Check whether the dashboard shows:

Test ownership or team ownership
Triage status, such as new, acknowledged, quarantined, or fixed
Expiration dates for quarantined tests
Links to tickets or pull requests
Notes about known failures

Quarantining flaky tests can be a valid short-term move, but it becomes harmful when temporary exceptions become permanent. The dashboard should make quarantined tests visible enough that they cannot be mistaken for healthy coverage.

If a test is excluded from release gating, the dashboard should clearly say so.

Checklist item 12, ensure the dashboard separates required checks from informational checks

Not every CI check should block release. But the dashboard must distinguish which checks are gating and which are advisory.

Questions to ask:

Which checks are required before merge?
Which checks are informational only?
Which checks are allowed to fail without blocking deployment?
Do required checks vary by branch, environment, or release stage?

This separation matters because otherwise the team may assume all green means all good, when in reality only a small subset of checks are actually enforced. Worse, an important check may be failing in the background while a less important check stays green and distracts everyone.

A well-designed CI test dashboard shows policy, not just status.

A simple decision framework for trusting the green build

When you see green, use this quick decision process:

1. Did the expected scope run?

If not, verify what was skipped and why.

2. Did any test rely on retries?

If yes, inspect first-attempt failures and recent retry history.

3. Are there recurring flaky signals?

If yes, inspect trend data before trusting the result.

4. Are failures clustered by environment or dependency?

If yes, separate infra instability from product quality.

5. Is the build healthy over time, not just now?

If no, treat the green as provisional.

A trustworthy green build is one that is green for the right reasons, with the right coverage, and without hidden instability.

When a green build should still raise concern

There are several cases where a green dashboard should not give release confidence:

Critical suites were skipped due to timeouts or capacity issues
Multiple tests passed only after retries
The same tests have been oscillating for several builds
Build duration is creeping upward, especially near timeout limits
Failures are concentrated on one runner type or browser version
The dashboard shows success, but artifacts are missing or incomplete
Required checks are green, but advisory checks indicate deteriorating health

In those cases, the issue is not that the CI is broken.
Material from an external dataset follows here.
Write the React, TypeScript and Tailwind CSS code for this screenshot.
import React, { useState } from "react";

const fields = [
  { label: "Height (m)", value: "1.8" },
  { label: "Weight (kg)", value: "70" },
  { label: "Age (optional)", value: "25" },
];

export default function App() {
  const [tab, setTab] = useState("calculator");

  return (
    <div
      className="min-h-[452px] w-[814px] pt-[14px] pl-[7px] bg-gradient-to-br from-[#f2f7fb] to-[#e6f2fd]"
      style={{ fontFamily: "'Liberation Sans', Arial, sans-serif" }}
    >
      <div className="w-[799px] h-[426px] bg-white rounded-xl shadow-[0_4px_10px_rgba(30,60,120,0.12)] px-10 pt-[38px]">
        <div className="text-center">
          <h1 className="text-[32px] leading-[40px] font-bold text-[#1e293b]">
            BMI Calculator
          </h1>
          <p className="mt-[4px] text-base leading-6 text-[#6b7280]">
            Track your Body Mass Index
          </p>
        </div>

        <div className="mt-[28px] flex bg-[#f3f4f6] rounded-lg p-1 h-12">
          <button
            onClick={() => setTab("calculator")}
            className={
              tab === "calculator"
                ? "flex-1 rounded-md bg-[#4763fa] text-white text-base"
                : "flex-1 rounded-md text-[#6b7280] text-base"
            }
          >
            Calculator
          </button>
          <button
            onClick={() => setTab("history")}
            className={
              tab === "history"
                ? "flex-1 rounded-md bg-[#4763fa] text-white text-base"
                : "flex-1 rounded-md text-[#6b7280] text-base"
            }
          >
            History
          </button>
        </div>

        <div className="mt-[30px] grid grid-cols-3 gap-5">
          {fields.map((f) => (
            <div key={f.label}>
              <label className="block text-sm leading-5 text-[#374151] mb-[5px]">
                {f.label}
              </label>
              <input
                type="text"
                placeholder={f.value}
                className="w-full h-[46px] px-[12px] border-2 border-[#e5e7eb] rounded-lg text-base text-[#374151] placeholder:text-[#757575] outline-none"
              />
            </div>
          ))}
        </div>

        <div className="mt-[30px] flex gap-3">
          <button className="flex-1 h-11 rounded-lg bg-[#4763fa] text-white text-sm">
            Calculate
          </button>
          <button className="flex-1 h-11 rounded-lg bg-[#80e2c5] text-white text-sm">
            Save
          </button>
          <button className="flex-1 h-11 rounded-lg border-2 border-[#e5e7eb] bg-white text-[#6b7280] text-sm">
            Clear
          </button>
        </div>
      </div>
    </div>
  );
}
The issue is that the dashboard is telling a simpler story than reality warrants.

How teams can improve trust in the dashboard

If your current dashboard leaves gaps, here are practical improvements that usually pay off:

Expose retries and first-failure data by default
Add stable identifiers for tests, so renamed tests still map to history
Track flaky test frequency separately from ordinary failures
Show skipped and quarantined tests clearly in release views
Correlate test outcomes with environment metadata
Preserve build artifacts and make them easy to open
Add trend views for pass rate, duration, and failure clusters
Define which checks are gating and encode that policy in the UI

You do not need a perfect observability platform to get useful answers. But you do need enough structure that the dashboard reflects real build health instead of cosmetic success.

Final checklist before you trust the green build

Before you green-light a release, ask these questions in order:

Did the intended tests actually run?
Were any passes rescued by retrying?
Are there flaky test signals in the recent history?
Do failure trends suggest instability, even if this build passed?
Were any critical tests skipped or quarantined?
Does the environment look healthy enough to trust the signal?
Can I inspect the logs and artifacts if I need to defend this result?

If the answer to any of those questions is unclear, the dashboard is not giving you enough confidence yet.

A green build is valuable, but only when the CI test dashboard proves that the result reflects real quality, not hidden retries, partial execution, or a fragile suite that happened to get lucky this time.